За следующие несколько дней я выдала на-гора уйму репортажей. Чего там только не было: гражданские браки, матери-подростки, пятидесятипятилетняя матрона, беременная близнецами, которых зачали в чашке Петри. «Уж лучшее делать скучные финансовые обзоры, — сердито думала я, — или программы о спорте, моде и ежовых бегах в Милтон-Кейнс. Что угодно, только не семья и воспитание детей». Мне надоело растравлять раны.
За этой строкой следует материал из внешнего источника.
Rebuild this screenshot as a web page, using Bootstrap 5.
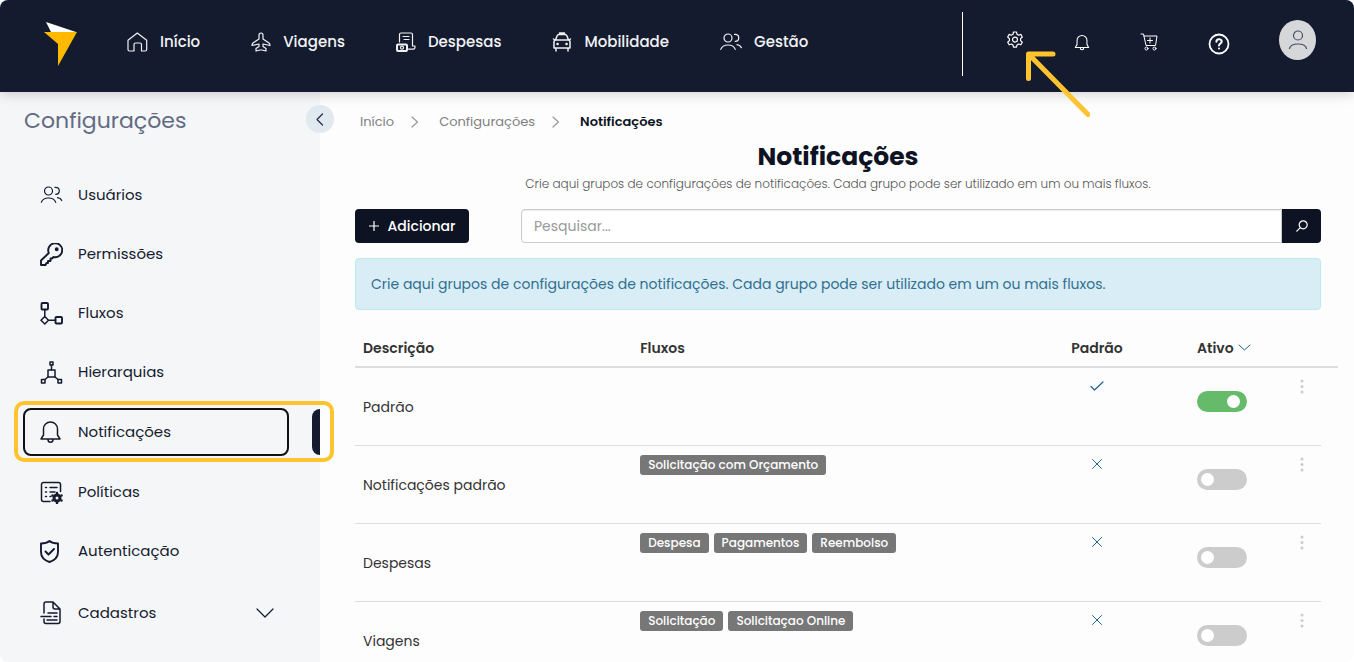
<!DOCTYPE html>
<html lang="pt-BR">
<head>
<meta charset="utf-8">
<meta name="viewport" content="width=device-width, initial-scale=1">
<title>Notificações</title>
<link rel="stylesheet" href="https://cdn.jsdelivr.net/npm/bootstrap@5.3.0/dist/css/bootstrap.min.css">
<style>
:root { --navy: #141b2f; --ink: #0e1324; --yellow: #fec42f; --page: #fdfdfd; --side: #f5f6f8; }
body { font-family: Poppins, Inter, "Open Sans", sans-serif; font-size: 14px; line-height: 22px; background: #fff; color: #333; }
a { text-decoration: none; color: inherit; }
svg { display: block; flex: none; }
.ico { fill: none; stroke: currentColor; stroke-width: 1.5; stroke-linecap: round; stroke-linejoin: round; }
.thin { stroke-width: 1.2; }
.hair { stroke-width: 1; }
.bold-line { stroke-width: 1.9; }
.app { background: var(--page); border-radius: 8px; }
.topbar { height: 92px; background: var(--navy); box-shadow: 0 2px 12px rgba(0,0,0,.18); color: #fff; padding: 0 38px 0 44px; z-index: 2; }
.menu { gap: 51px; margin-left: 50px; height: 83px; font-size: 15px; font-weight: 500; color: #f1f2f4; }
.menu a { gap: 12px; }
.tools { height: 80px; }
.divider { width: 1px; height: 64px; background: #fff; margin: 12px 43px 0 0; align-self: flex-start; }
.tool { border: 0; background: none; color: #fff; padding: 0; display: flex; }
.tools-row { gap: 50px; }
.avatar { width: 37px; height: 40px; border-radius: 50%; background: #d6d7d9; color: #3f4c69; margin-left: -1px; }
.pointer { position: absolute; left: 4px; top: 9px; pointer-events: none; }
.side { width: 320px; background: var(--side); }
.side-title { font-size: 22px; line-height: 32px; font-weight: 400; color: #626b82; padding: 13px 0 0 24px; }
.collapse-btn { position: absolute; right: -14px; top: 13px; width: 28px; height: 28px; border-radius: 50%; border: 0; background: #e0e8f0; color: #222c42; padding: 0; }
.side-list { padding: 34px 0 0; gap: 11px; font-size: 15px; }
.side-link { height: 48px; margin: 0 31px 0 23px; padding: 0 13px 0 15px; gap: 15px; border: 2px solid transparent; border-radius: 8px; color: var(--navy); }
.current { margin: 1px 0 1px; }
.current .side-link { border-color: #111; background: var(--side); }
.marker { position: absolute; right: 0; top: 1px; width: 8px; height: 46px; background: var(--navy); border-radius: 8px 0 0 8px; }
.callout-frame { position: absolute; left: 14px; right: -14px; top: -7px; bottom: -6px; border: 4px solid var(--yellow); border-radius: 10px; pointer-events: none; }
.group .side-link { height: 54px; }
.content { padding: 18px 16px 0 35px; }
.inner { margin-right: 17px; }
.crumbs { font-size: 13px; line-height: 24px; color: #808080; padding-left: 5px; gap: 16px; }
.crumbs li { gap: 17px; }
.crumbs .ico { color: #999; }
.crumbs .here { color: var(--ink); font-weight: 600; }
.title { font-size: 25px; line-height: 32px; font-weight: 700; color: var(--ink); margin: 7px 0 0; }
.lead-text { font-size: 12px; line-height: 22px; font-weight: 300; color: #555; margin: 0 0 14px; }
.act { background: var(--ink); color: #fff; border: 0; height: 34px; }
.add { width: 114px; border-radius: 4px; font-weight: 500; gap: 9px; margin-right: 52px; }
.search .form-control { height: 34px; border: 1px solid #ccc; border-radius: 4px 0 0 4px; font-size: 14px; line-height: 20px; padding: 0 12px; box-shadow: inset 0 1px 1px rgba(0,0,0,.08); }
.search .form-control::placeholder { color: #999; }
.search .act { width: 39px; border-radius: 0 4px 4px 0; }
.note { background: #d9edf7; border: 1px solid #bce8f1; color: #31708f; border-radius: 4px; padding: 14px 15px; margin: 15px 0 19px; }
.grid { table-layout: fixed; width: 100%; }
.grid th { height: 38px; border-bottom: 2px solid #ddd; font-weight: 600; padding: 0 8px; vertical-align: middle; }
.grid td { height: 78px; border-bottom: 1px solid #ddd; padding: 9px 8px 8px; vertical-align: top; }
.grid td.name { vertical-align: middle; }
.grid td.edge { border: 0; }
.flag { color: #23638d; padding-top: 12px !important; }
.tag { background: #777; color: #fff; border-radius: 3px; font-size: 12px; line-height: 20px; font-weight: 500; padding: 0 8px; }
.tags { gap: 5px; }
.grid .toggle { width: 50px; height: 21px; margin: 14px 0 0; border: 0; border-radius: 11px; background: #ccc; appearance: none; display: block; padding: 4px 3px; }
.grid .toggle::before { content: ""; display: block; width: 13px; height: 13px; border-radius: 50%; background: #fff; margin-left: 1px; }
.grid .toggle:checked { background: #66bb6a; }
.grid .toggle:checked::before { margin-left: 27px; }
.grid td.more { padding-left: 6px; }
.kebab { border: 0; background: none; padding: 2px 0; color: #ccc; display: block; width: 20px; }
</style>
</head>
<body>
<svg width="0" height="0" class="position-absolute" aria-hidden="true">
  <defs>
    <symbol id="people" viewBox="0 0 22 18"><circle cx="8" cy="5" r="4"/><path d="M.8 16.4c1-3 3.600-4.400 7.200-4.400s6.300 1.400 7.200 4.400M14.500 1.400c2.300-.4 4.300 1 4.300 3.300s-1.600 3.600-3.600 3.600M17 11.600c2.200.3 3.600 1.500 4.400 3"/></symbol>
    <symbol id="bell" viewBox="0 0 22 24"><path d="M1.500 19 4 15V9a7 7 0 0 1 14 0v6l2.500 4zM8.500 19.500a2.500 2.800 0 0 0 5 0"/></symbol>
    <symbol id="dots" viewBox="0 0 4 16"><circle cx="2" cy="2" r="1.500"/><circle cx="2" cy="7.500" r="1.500"/><circle cx="2" cy="13" r="1.500"/></symbol>
    <symbol id="cross" viewBox="0 0 12 12"><path d="m1.500 1.500 9 9m0-9-9 9"/></symbol>
    <symbol id="chev" viewBox="0 0 8 12"><path d="m1 1 5.500 5L1 11"/></symbol>
  </defs>
</svg>
<div class="app vh-100 d-flex flex-column overflow-hidden">
  <header class="topbar d-flex position-relative flex-shrink-0">
    <a href="#" aria-label="Página inicial" class="mt-3 pt-1"><svg width="33" height="46" viewBox="0 0 33 46"><path d="m2 2 30 10H7z" fill="#fff"/><path d="M0 12h33L14 46V24z" fill="#ffb900"/></svg></a>
    <nav class="menu d-flex align-items-center">
      <a href="#" class="d-flex align-items-center"><svg class="ico thin" width="21" height="20" viewBox="0 0 21 20"><path d="M1 8.300 10.300 1 19.700 8.300V17.500a1.500 1.500 0 0 1-1.500 1.500h-3.700v-6.500a1.500 1.500 0 0 0-1.500-1.500H8.500A1.500 1.500 0 0 0 7 12.500V19H2.500A1.500 1.500 0 0 1 1 17.500z"/></svg>Início</a>
      <a href="#" class="d-flex align-items-center"><svg class="ico thin" width="20" height="20" viewBox="0 0 20 20"><path d="M8 3.500C8 1.500 9 1 10 1s2 .5 2 2.500V7l6 4c1 .7 1 1.300 1 2.500l-7-1.500v2.500l3 2V19l-4-1h-2l-4 1v-2.500l3-2V12l-7 1.500c0-1.200 0-1.800 1-2.500l6-4z"/></svg>Viagens</a>
      <a href="#" class="d-flex align-items-center"><svg class="ico thin" width="20" height="20" viewBox="0 0 20 20"><path d="M3.500 10V2.500C3.500 1.500 4 1 5 1h10c1 0 1.500.5 1.500 1.500V14H19v1.500c0 1-.8 1.700-1.800 1.700H12M7 4.500h6M8 7.500h5"/><rect x="1" y="12.500" width="10" height="6.500" rx="1" stroke-width="2"/><circle cx="6" cy="15.700" r="1.500"/></svg>Despesas</a>
      <a href="#" class="d-flex align-items-center"><svg class="ico" width="20" height="20" viewBox="0 0 19 20"><path d="M3 8 4.500 4C5 3 5.500 2.500 6.500 2.500h6c1 0 1.500.5 2 1.500L16 8M7 2V1h5v1M1 7l1.500 1h14L18 7M1.500 10c0-1.300.7-2 2-2h12c1.300 0 2 .7 2 2v6h-16zM3.500 16v3M15.500 16v3"/><path d="M5 12h.1M14 12h.1" stroke-width="2.500"/></svg>Mobilidade</a>
      <a href="#" class="d-flex align-items-center"><svg class="ico thin" width="22" height="18"><use href="#people"/></svg>Gestão</a>
    </nav>
    <div class="tools d-flex ms-auto">
      <span class="divider"></span>
      <div class="tools-row d-flex align-items-center">
        <div class="position-relative">
          <button class="tool" aria-label="Configurações"><svg class="ico thin" width="18" height="18" viewBox="0 0 18 18"><path d="M7.500 1h3l.5 2.300 1.600.9 2.200-.8 1.500 2.600-1.700 1.600v2l1.700 1.600-1.500 2.600-2.200-.8-1.600.9-.5 2.300h-3L7 13.900l-1.600-.9-2.200.8-1.500-2.600 1.700-1.600v-2L1.700 6l1.500-2.600 2.200.8L7 3.300z"/><circle cx="9" cy="8.600" r="2.500"/></svg></button>
          <svg class="pointer" width="80" height="90" viewBox="0 0 80 90" fill="none" stroke="#fec42f" stroke-width="5" stroke-linecap="round" stroke-linejoin="round"><path d="M43 14H18.500v24.500M19 14.500 78 74.500"/></svg>
        </div>
        <button class="tool mt-1" aria-label="Avisos"><svg class="ico" width="16" height="17" viewBox="0 0 22 24"><use href="#bell"/></svg></button>
        <button class="tool mt-1" aria-label="Carrinho"><svg class="ico hair" width="18" height="18" viewBox="0 0 18 18"><path d="M1 1h2.500L6 12.500h9.500L17 3H4M10 5v5M7.500 7.500h5"/><circle cx="6.500" cy="15.500" r="1.500"/><circle cx="14.500" cy="15.500" r="1.500"/></svg></button>
        <button class="tool mt-1 pt-1" aria-label="Ajuda"><svg class="ico" width="22" height="22" viewBox="0 0 22 22"><circle cx="11" cy="11" r="9.500" stroke-width="1.800"/><path d="M8.400 8.700c0-3.300 5.300-3.200 5.300-.2 0 1.900-2.700 2-2.700 3.900M11 15.500v.1" stroke-width="2"/></svg></button>
        <button class="tool avatar align-items-center justify-content-center" aria-label="Perfil"><svg class="ico thin" width="20" height="20" viewBox="0 0 20 20"><circle cx="10" cy="5.500" r="4.500"/><path d="M1.500 18.500c.8-3.500 4-4.500 8.500-4.500s7.700 1 8.500 4.500"/></svg></button>
      </div>
    </div>
  </header>
  <div class="d-flex flex-grow-1">
    <aside class="side position-relative flex-shrink-0">
      <h2 class="side-title m-0">Configurações</h2>
      <button class="collapse-btn d-flex align-items-center justify-content-center" aria-label="Recolher menu"><svg class="ico thin" width="8" height="13" viewBox="0 0 8 13"><path d="M6.500 1 1 6.500l5.500 5.500"/></svg></button>
      <ul class="side-list list-unstyled d-flex flex-column m-0">
        <li><a href="#" class="side-link d-flex align-items-center"><svg class="ico thin" width="23" height="18" viewBox="0 0 22 18"><use href="#people"/></svg>Usuários</a></li>
        <li><a href="#" class="side-link d-flex align-items-center"><svg class="ico bold-line" width="23" height="23" viewBox="0 0 23 23"><path d="M8.800 10A7 7 0 1 1 13.500 14L12 15.500h-1.500V18H8v2H6.500l-1 2H1v-4.500z"/><circle cx="16.700" cy="6.200" r="1" fill="currentColor"/></svg>Permissões</a></li>
        <li><a href="#" class="side-link d-flex align-items-center"><svg class="ico bold-line" width="23" height="23" viewBox="0 0 23 23"><rect x="1.500" y="1" width="6.500" height="6.500" rx="1"/><rect x="15.500" y="15" width="6.500" height="6.500" rx="1"/><path d="M4.800 7.500v7L1 18.300 4.800 22l3.700-3.700-3.700-3.800M8.500 18.300h7" stroke-width="1.500"/></svg>Fluxos</a></li>
        <li><a href="#" class="side-link d-flex align-items-center"><svg class="ico" width="23" height="23" viewBox="0 0 23 23"><rect x="10" y="1" width="3" height="3"/><rect x="8" y="9" width="7" height="7"/><rect x="1.500" y="18.500" width="3.500" height="3.500"/><rect x="18" y="18.500" width="3.500" height="3.500"/><path d="M11.500 4v5M8 16l-3 2.500M15 16l3 2.500"/></svg>Hierarquias</a></li>
        <li class="current position-relative"><a href="#" aria-current="page" class="side-link d-flex align-items-center"><svg class="ico" width="23" height="24" viewBox="1 0 22 24"><use href="#bell" width="22" height="24"/></svg>Notificações</a><span class="marker"></span><span class="callout-frame"></span></li>
        <li><a href="#" class="side-link d-flex align-items-center"><svg class="ico" width="23" height="23" viewBox="0 0 23 23"><path d="M10 20.500H3.500a2 2 0 0 1-2-2v-15a2 2 0 0 1 2-2h15a2 2 0 0 1 2 2v7M10 6.500h7M10 11h5M5.500 6.500h1M5.500 11h1M5.500 15.500h1M10 15.500h1"/><circle cx="17" cy="17" r="3" stroke-width="3"/><path d="M17 12v-.1M17 22v.1M12.500 14.500v.1M21.500 14.500v.1M12.500 19.500v.1M21.500 19.500v.1" stroke-width="2.500"/></svg>Políticas</a></li>
        <li><a href="#" class="side-link d-flex align-items-center"><svg class="ico bold-line" width="23" height="23" viewBox="1 0 23 23"><path d="M10.500 1c2 1.700 5 2.500 8.500 2.500v8.500c0 5-4 8.500-8.500 10C6 20.500 2 17 2 12V3.500C5.500 3.500 8.500 2.700 10.500 1zM6.500 11.500l3 3L15 9"/></svg>Autenticação</a></li>
        <li class="group"><a href="#" class="side-link d-flex align-items-center"><svg class="ico" width="23" height="24" viewBox="0 0 23 24"><path d="M4 12V3a2 2 0 0 1 2-2h7l7 7v12.500a2 2 0 0 1-2 2H6a2 2 0 0 1-2-2V18M13 1v5a2 2 0 0 0 2 2h5M1 15.500h10M8 12h9M14 15.500h3M7 19h10"/></svg>Cadastros<svg class="ico thin ms-auto" width="18" height="10" viewBox="0 0 18 10"><path d="m1 1 8 8 8-8"/></svg></a></li>
      </ul>
    </aside>
    <main class="content flex-grow-1">
      <div class="inner">
        <ol class="crumbs list-unstyled d-flex m-0">
          <li class="d-flex align-items-center"><a href="#">Início</a><svg class="ico thin" width="8" height="12"><use href="#chev"/></svg></li>
          <li class="d-flex align-items-center ms-1"><a href="#">Configurações</a><svg class="ico thin" width="8" height="12"><use href="#chev"/></svg></li>
          <li class="here ms-1" aria-current="page">Notificações</li>
        </ol>
        <h1 class="title text-center">Notificações</h1>
        <p class="lead-text text-center">Crie aqui grupos de configurações de notificações. Cada grupo pode ser utilizado em um ou mais fluxos.</p>
        <div class="d-flex">
          <button class="act add d-flex align-items-center justify-content-center"><svg class="ico thin" width="10" height="10" viewBox="0 0 10 10"><path d="M5 0v10M0 5h10"/></svg>Adicionar</button>
          <form class="search d-flex flex-grow-1">
            <input type="text" class="form-control" placeholder="Pesquisar..." aria-label="Pesquisar">
            <button type="button" class="act d-flex align-items-center justify-content-center flex-shrink-0" aria-label="Buscar"><svg class="ico thin" width="12" height="12" viewBox="0 0 12 12"><circle cx="7.200" cy="4.800" r="4"/><path d="M4.300 7.700.8 11.200"/></svg></button>
          </form>
        </div>
        <div class="note" role="note">Crie aqui grupos de configurações de notificações. Cada grupo pode ser utilizado em um ou mais fluxos.</div>
      </div>
      <table class="grid">
        <colgroup><col style="width:28.200%"><col><col style="width:68px"><col style="width:58px"><col style="width:97px"><col style="width:35px"><col style="width:17px"></colgroup>
        <thead><tr><th scope="col">Descrição</th><th scope="col">Fluxos</th><th scope="col" class="text-center px-0">Padrão</th><th></th><th scope="col"><span class="d-flex align-items-center gap-1">Ativo<svg class="ico hair" width="13" height="7" viewBox="0 0 13 7" color="#23638d"><path d="m1 1 5.500 5L12 1"/></svg></span></th><th colspan="2"></th></tr></thead>
        <tbody>
          <tr><td class="name">Padrão</td><td></td><td class="flag"><svg class="ico thin mx-auto" width="14" height="12" viewBox="0 0 14 12" role="img" aria-label="Sim"><path d="m1 6.500 3.500 3.500L13 2"/></svg></td><td></td><td><input class="toggle" type="checkbox" checked aria-label="Ativo: Padrão"></td><td class="more"><button class="kebab" aria-label="Opções"><svg class="mx-auto" width="4" height="16" fill="currentColor"><use href="#dots"/></svg></button></td><td class="edge"></td></tr>
          <tr><td class="name">Notificações padrão</td><td><div class="tags d-flex"><span class="tag">Solicitação com Orçamento</span></div></td><td class="flag"><svg class="ico hair mx-auto" width="12" height="12" role="img" aria-label="Não"><use href="#cross"/></svg></td><td></td><td><input class="toggle" type="checkbox" aria-label="Ativo: Notificações padrão"></td><td class="more"><button class="kebab" aria-label="Opções"><svg class="mx-auto" width="4" height="16" fill="currentColor"><use href="#dots"/></svg></button></td><td class="edge"></td></tr>
          <tr><td class="name">Despesas</td><td><div class="tags d-flex"><span class="tag">Despesa</span><span class="tag">Pagamentos</span><span class="tag">Reembolso</span></div></td><td class="flag"><svg class="ico hair mx-auto" width="12" height="12" role="img" aria-label="Não"><use href="#cross"/></svg></td><td></td><td><input class="toggle" type="checkbox" aria-label="Ativo: Despesas"></td><td class="more"><button class="kebab" aria-label="Opções"><svg class="mx-auto" width="4" height="16" fill="currentColor"><use href="#dots"/></svg></button></td><td class="edge"></td></tr>
          <tr><td class="name">Viagens</td><td><div class="tags d-flex"><span class="tag">Solicitação</span><span class="tag">Solicitaçao Online</span></div></td><td class="flag"><svg class="ico hair mx-auto" width="12" height="12" role="img" aria-label="Não"><use href="#cross"/></svg></td><td></td><td><input class="toggle" type="checkbox" aria-label="Ativo: Viagens"></td><td class="more"><button class="kebab" aria-label="Opções"><svg class="mx-auto" width="4" height="16" fill="currentColor"><use href="#dots"/></svg></button></td><td class="edge"></td></tr>
        </tbody>
      </table>
    </main>
  </div>
</div>
<script src="https://cdn.jsdelivr.net/npm/bootstrap@5.3.0/dist/js/bootstrap.bundle.min.js"></script>
</body>
</html>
Поездка к Ситронелле Прэтт не прибавила положительных эмоций.
— Хорошо провели Рождество, Араминта? — осклабилась она.
— Отлично, — солгала я.
— Наверное, были у родителей?
— Да-да, вы правы.
— Как славно, — умилилась она. — А у нас было столько гостей! — в ее тоне сквозило самодовольство. — Даже такой прекрасный большой дом с трудом вместил приглашенных. Но все же, — ворковала она, — мы умудрились всех устроить. А как Новый год? — спросила она через плечо, наклоняясь за книгой. — Загадывали желание? Погодите-ка… я угадаю: найти себе мужа, не так ли?
— Нет, — ответила я. — Моим новогодним желанием было удавить вас и расчленить.
Ситронелла обернулась и недоуменно уставилась на меня:
— Что вы сказали?
— Я сказала, мое новогоднее желание — удивить вас и впечатлить.
— А… Знаете, у вас, одиноких женщин, столько мужества, — проникновенно просюсюкала она, опуская свой огромный зад на близлежащий стул. — Не представляю, как вы со всем справляетесь.
В ответ я сладко-сладко ей улыбнулась, считая в уме до десяти, чтобы не поддаться соблазну пристукнуть ее микрофоном или удушить магнитофонным шнуром. На этой неделе в газетах развернулась дискуссия о работающих матерях. В своей колонке Ситронелла нещадно побивала их камнями. С тяжелым сердцем я нажала на «запись».
— Женщины, которые имеют маленьких детей и при этом работают, ужасные эгоистки, — объявила она своим низким, обманчиво ласковым голосом. — Все мы знаем, что первые пять лет жизни ребенка оказывают решающее влияние на его развитие, — невозмутимо продолжала она. — В этот важный период ребенок нуждается в матери. Я феминистка, — объявила она. Кто бы мог подумать… — Однако в данном случае феминистки совершенно неправы.
— Но у большинства женщин просто нет выбора, возвращаться на работу или нет, — возразила я. — Они вынуждены работать из-за денег.
— О, знаю я эту старую отговорку, — произнесла Ситронелла со снисходительной улыбкой. — Нужно чем-то жертвовать.